The training error of a linear model is evaluated via the Residual Sum of Squares (RSS), which as we have seen is given by \[RSS = \sum_{i=1}^{n}(y_i - \hat{y}_i)^2,\] where \[\hat{y}_i = \hat{\beta}_0+\hat{\beta}_1x_{i1} + \hat{\beta}_2x_{i2}+ \ldots + \hat{\beta}_dx_{id}.\] is the predicted response value at input \(x_i = (x_{i1},...,x_{id})\). Or simply scaling down the RSS leads to the Mean Squared Error (MSE): \[MSE = \frac{RSS}{n}\] where \(n\) is the size of the training sample. Unfortunately, neither of these metrics is appropriate when comparing models of different dimensionality (different number of predictors) because both \(RSS\) and \(MSE\) generally decrease as we include additional predictors to a linear model. In fact, in the extreme case of \(n=p\) both metrics will be 0! This does not mean that we have a “good” model, just that we have overfitted our linear model to perfectly adjust to the training data. Overfitted models will exhibit poor predictive performance (low training error but high prediction error). Our aim is to have simple, interpretable models with relatively small \(p\) (in relation to \(n\)), which have good predictive performance.

Validation

We could simply using an independent validation set (either by splitting the data into training and validation set or using cross-validation techniques) to evaluate the model performance and select the “best” model.

For example:

Let us assume a hypothetical scenario where the true model is \[y= \beta_0 +\beta_1 x_1 +\beta_2 x_2 +\epsilon\] where \(\beta_0 = 1\), \(\beta_1 = 1.5\), \(\beta_2 = -0.5\) for some given values of the predictors \(x_1\) and \(x_2\). Let’s set the errors to be normally distributed with zero mean and variance equal to one; i.e., \(\epsilon \sim N(0,1)\). Also assume that we have three additional predictors \(x_3\), \(x_4\) and \(x_5\) which are irrelevant to \(y\) (in the sense that \(\beta_3=\beta_4=\beta_5=0\)), but of course we do not know that beforehand.

We can plot the training MSE and prediction MSE against the number of predictors used in the model, such as is illustrated in Figure 4.2.

Figure 4.2: Training MSE and prediction MSE against number of predictors.

Notice the following:

Training error: steady (negligible) decline after adding \(x_3\) – not really obvious how many predictors to include.
Prediction error: increase after adding \(x_3\), which indicates overfitting.

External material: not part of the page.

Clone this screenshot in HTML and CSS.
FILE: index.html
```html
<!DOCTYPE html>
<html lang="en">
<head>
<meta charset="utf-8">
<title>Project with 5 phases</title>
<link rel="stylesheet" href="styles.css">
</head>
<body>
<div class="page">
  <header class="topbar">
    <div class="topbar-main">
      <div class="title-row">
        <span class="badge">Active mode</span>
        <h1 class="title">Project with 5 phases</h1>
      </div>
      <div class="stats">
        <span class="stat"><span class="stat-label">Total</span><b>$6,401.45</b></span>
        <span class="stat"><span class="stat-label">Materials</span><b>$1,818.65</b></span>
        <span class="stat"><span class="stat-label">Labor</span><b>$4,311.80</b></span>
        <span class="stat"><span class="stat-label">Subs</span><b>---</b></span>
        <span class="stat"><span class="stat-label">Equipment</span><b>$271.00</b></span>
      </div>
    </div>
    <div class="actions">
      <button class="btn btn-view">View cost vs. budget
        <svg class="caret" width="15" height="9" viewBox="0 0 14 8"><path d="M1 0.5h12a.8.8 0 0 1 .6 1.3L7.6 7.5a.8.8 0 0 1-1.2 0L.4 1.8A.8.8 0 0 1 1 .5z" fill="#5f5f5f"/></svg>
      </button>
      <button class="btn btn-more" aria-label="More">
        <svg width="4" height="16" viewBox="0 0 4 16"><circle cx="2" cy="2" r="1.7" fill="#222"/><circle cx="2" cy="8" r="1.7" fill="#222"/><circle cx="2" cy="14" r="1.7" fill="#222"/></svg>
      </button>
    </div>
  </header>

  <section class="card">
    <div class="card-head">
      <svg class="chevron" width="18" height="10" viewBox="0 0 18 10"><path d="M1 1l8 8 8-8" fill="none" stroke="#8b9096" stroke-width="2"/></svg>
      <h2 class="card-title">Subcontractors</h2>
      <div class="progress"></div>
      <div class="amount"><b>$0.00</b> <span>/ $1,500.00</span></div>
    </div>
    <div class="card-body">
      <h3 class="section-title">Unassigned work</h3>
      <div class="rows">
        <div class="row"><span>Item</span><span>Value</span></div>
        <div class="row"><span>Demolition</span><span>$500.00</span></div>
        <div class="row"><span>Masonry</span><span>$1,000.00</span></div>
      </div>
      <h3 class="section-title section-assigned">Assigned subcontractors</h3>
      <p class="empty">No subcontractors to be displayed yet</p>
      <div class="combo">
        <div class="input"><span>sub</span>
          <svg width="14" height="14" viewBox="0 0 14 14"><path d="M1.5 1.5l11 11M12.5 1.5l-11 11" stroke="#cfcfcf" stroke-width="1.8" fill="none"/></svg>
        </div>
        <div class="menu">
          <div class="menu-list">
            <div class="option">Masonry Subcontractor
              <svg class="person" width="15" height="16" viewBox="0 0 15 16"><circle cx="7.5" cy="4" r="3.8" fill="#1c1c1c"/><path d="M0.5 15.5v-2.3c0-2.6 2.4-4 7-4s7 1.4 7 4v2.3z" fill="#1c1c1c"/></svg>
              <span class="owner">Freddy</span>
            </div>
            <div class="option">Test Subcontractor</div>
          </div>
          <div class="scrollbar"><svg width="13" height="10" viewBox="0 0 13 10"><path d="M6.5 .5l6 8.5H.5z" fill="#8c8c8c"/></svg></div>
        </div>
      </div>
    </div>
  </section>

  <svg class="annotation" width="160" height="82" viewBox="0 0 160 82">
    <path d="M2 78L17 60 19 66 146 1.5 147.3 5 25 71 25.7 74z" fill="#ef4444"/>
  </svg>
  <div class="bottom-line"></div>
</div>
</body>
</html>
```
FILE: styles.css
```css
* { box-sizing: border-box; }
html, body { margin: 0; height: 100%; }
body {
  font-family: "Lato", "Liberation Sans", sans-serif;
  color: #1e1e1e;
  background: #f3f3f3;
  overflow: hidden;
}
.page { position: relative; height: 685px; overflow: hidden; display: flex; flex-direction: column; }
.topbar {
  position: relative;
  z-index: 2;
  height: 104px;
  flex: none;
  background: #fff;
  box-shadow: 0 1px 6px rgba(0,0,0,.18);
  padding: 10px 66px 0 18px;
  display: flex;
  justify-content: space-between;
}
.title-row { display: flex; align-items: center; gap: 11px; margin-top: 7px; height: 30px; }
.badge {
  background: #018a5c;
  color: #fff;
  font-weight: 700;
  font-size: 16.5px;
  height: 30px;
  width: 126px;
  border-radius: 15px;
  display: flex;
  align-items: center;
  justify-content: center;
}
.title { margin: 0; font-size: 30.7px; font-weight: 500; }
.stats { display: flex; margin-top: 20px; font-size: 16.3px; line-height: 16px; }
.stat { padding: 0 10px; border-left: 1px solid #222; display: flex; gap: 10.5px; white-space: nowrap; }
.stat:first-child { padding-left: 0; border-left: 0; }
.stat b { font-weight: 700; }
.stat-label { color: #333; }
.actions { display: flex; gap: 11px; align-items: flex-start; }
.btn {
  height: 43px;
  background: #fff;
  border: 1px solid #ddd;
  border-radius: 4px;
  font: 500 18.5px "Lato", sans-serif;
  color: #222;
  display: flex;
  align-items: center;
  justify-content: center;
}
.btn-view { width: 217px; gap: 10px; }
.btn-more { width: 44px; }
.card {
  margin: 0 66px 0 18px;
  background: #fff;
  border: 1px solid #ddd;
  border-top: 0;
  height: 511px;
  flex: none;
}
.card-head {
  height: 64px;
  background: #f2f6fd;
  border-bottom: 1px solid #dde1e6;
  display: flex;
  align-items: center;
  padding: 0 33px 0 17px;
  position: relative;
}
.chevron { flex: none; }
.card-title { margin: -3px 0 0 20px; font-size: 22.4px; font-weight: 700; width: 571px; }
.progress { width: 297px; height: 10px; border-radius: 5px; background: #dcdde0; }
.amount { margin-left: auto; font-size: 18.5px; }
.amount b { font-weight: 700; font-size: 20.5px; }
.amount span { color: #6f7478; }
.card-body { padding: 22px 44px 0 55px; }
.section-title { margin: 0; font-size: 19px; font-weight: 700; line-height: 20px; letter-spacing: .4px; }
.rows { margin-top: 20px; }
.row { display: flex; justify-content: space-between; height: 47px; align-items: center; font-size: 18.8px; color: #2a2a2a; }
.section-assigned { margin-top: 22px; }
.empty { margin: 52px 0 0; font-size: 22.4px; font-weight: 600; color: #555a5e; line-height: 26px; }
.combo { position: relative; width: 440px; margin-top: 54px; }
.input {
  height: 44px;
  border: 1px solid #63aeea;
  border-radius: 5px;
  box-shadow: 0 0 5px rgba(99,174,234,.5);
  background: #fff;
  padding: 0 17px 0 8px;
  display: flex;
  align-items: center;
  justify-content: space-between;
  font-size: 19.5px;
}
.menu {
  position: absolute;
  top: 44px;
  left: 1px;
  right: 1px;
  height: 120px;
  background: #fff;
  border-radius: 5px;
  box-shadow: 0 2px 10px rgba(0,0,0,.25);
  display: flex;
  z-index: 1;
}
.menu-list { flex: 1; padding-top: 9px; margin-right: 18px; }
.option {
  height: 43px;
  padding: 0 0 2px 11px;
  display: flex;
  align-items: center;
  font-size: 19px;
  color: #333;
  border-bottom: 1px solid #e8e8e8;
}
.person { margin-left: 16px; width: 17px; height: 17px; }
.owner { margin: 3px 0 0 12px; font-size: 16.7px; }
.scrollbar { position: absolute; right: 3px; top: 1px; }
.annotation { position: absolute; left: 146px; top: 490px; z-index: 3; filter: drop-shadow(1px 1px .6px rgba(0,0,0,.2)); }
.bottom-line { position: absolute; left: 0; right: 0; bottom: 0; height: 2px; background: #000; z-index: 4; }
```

Clearly here one would select the model with \(x_1\) and \(x_2\)!
Prediction errors are larger than training errors – this is generally always the case! (see Q8 in Problem Sheet 1).

4.6 Model Selection Criteria

Given that in practice we may not wish to exclude part of the data for calculating a prediction error using validation, instead of using cross-validation techniques we can also indirectly estimate prediction error by making an adjustment to the performance measure that accounts for overfitting. Here, we have several model selection criteria that are developed from such kind of adjustment.

\(C_p\)

For a given model with \(d\) predictors (out of the available \(p\) predictors) Mallows’ \(C_p\) criterion is \[C_p = \frac{1}{n}(RSS + 2 d \hat{\sigma}^2),\] where \(RSS\) is the residual sum of squares for the model of interest (with \(d\) predictors), and \(\hat{\sigma}^2=RSS_p/(n-p-1)\) is an estimate of the error variance for the full model with all \(p\) possible predictors included. As such, we use \(RSS_p\) to denote the Residual Sum of Squares for the full model with all \(p\) possible predictors included.

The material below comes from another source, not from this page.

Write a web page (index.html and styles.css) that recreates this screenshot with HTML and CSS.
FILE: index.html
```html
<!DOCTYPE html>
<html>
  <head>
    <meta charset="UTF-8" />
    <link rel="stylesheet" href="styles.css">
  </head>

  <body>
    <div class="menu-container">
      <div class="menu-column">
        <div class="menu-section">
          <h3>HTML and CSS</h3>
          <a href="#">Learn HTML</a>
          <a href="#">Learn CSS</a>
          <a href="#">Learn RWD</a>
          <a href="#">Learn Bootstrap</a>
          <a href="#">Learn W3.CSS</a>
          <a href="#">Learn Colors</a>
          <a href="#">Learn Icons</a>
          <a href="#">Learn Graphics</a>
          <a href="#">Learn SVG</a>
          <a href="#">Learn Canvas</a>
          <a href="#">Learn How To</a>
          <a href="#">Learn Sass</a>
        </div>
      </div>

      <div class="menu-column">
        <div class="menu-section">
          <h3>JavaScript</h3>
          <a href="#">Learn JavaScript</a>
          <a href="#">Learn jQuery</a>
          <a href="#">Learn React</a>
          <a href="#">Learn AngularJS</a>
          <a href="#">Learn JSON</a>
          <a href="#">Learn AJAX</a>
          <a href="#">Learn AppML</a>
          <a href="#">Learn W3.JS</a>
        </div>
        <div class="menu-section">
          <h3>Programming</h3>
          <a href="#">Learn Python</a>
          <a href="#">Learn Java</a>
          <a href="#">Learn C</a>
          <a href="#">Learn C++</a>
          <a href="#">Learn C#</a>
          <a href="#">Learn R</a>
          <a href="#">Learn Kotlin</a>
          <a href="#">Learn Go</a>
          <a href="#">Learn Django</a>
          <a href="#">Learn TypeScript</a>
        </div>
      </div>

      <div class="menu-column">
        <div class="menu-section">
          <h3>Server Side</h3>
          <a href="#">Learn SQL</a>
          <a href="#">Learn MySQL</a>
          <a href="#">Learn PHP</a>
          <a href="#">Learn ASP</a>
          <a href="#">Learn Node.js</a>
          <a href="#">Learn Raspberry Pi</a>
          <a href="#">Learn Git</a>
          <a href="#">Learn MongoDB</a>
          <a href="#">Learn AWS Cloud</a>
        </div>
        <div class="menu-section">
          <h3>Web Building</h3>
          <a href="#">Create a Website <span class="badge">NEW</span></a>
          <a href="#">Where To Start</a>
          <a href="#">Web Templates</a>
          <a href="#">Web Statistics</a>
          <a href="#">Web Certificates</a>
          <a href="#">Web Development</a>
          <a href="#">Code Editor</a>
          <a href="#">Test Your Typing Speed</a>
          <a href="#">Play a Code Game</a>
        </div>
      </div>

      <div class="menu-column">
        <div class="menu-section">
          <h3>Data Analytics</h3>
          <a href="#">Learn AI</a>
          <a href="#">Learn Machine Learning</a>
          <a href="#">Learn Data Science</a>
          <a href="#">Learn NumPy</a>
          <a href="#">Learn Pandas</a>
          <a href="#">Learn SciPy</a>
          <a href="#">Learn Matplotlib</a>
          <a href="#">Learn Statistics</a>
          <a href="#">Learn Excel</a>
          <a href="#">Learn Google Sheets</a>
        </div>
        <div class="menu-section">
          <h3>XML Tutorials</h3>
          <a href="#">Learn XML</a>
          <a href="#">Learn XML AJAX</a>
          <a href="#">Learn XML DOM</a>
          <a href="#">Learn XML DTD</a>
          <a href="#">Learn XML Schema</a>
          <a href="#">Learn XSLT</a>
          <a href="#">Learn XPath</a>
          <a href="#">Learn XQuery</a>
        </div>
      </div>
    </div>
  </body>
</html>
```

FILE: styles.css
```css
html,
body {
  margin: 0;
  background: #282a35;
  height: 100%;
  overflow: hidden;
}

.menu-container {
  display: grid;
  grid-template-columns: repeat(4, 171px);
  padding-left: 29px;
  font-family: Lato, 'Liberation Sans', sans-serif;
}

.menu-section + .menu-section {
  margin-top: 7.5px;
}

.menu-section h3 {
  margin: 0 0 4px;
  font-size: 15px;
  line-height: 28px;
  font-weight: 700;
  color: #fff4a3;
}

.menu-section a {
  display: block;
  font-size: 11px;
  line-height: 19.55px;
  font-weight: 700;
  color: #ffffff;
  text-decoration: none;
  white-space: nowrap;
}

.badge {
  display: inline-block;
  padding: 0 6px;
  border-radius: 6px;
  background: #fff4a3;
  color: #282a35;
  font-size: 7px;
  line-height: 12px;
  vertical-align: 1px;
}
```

In practice, we choose the model which has the minimum \(C_p\) value: so we essentially penalise models of higher dimensionality (the larger \(d\) is the greater the penalty).

AIC

For linear models (with normal errors, as is often assumed), Mallows’ \(Cp\) is equivalent to the Akaike Information Criterion (AIC) (as the two are proportional), this being given by \[AIC = \frac{1}{n\hat{\sigma}^2}(RSS + 2 d \hat{\sigma}^2).\]

BIC

Another metric is the Bayesian information criterion (BIC) \[BIC = \frac{1}{n\hat{\sigma}^2}(RSS + \log(n)d \hat{\sigma}^2),\] where again the model with the minimum BIC value is selected

In comparison to \(C_p\) or AIC, where the penalty is \(2d \hat{\sigma}^2\), the BIC penalty is \(\log(n)d \hat{\sigma}^2\). This means that generally BIC has a heavier penalty (because \(\log(n)>2\) for \(n>7\)), thus BIC selects models with fewer variables than \(C_p\) or AIC.

In general, all three criteria are based on rigorous theoretical asymptotic (\(n\rightarrow \infty\)) justifications.

Adjusted R-squared value

Another simple method which is not backed up by statistical theory, but that often works well in practice, is to simply adjust the \(R^2\) metric by taking into account the number of predictors as we defined before.

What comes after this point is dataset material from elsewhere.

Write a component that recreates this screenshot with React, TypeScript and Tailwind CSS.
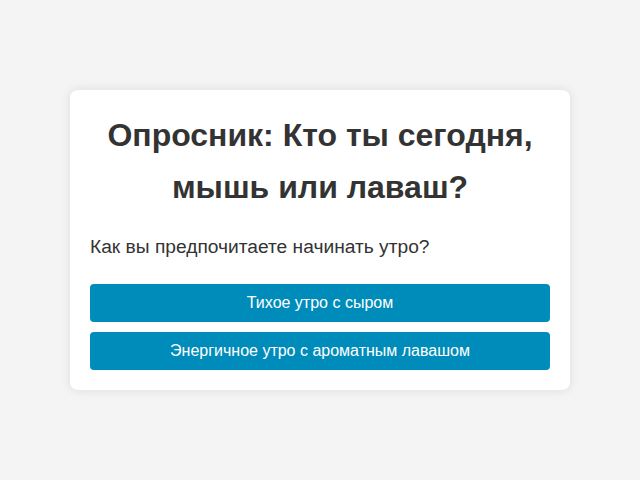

The adjusted \(R^2\) value for a model with \(d\) variables is calculated as follows \[ \mbox{Adjusted~} R^2 = 1 - \frac{RSS/(n-d-1)}{TSS/(n-1)}. \]
In this case we choose the model with the maximum adjusted \(R^2\) value.

Example

By plotting the various model selection criteria against the number of predictors (Figure 4.3), we can see that, in our example, \(C_p\), AIC and BIC are in agreement (2 predictors). Adjusted \(R^2\) would select 3 predictors.

Figure 4.3: Various model selection criteria against number of predictors.

Further points

A shortcoming of the previous approaches is that they are not applicable for models that have more variables than the size of the sample (\(d>n\)).
Also, in the setting of penalised regression (which we will see later on in the course) deciding what \(d\) actually becomes a bit problematic.
CV is an effective computational tool which can be used in all settings.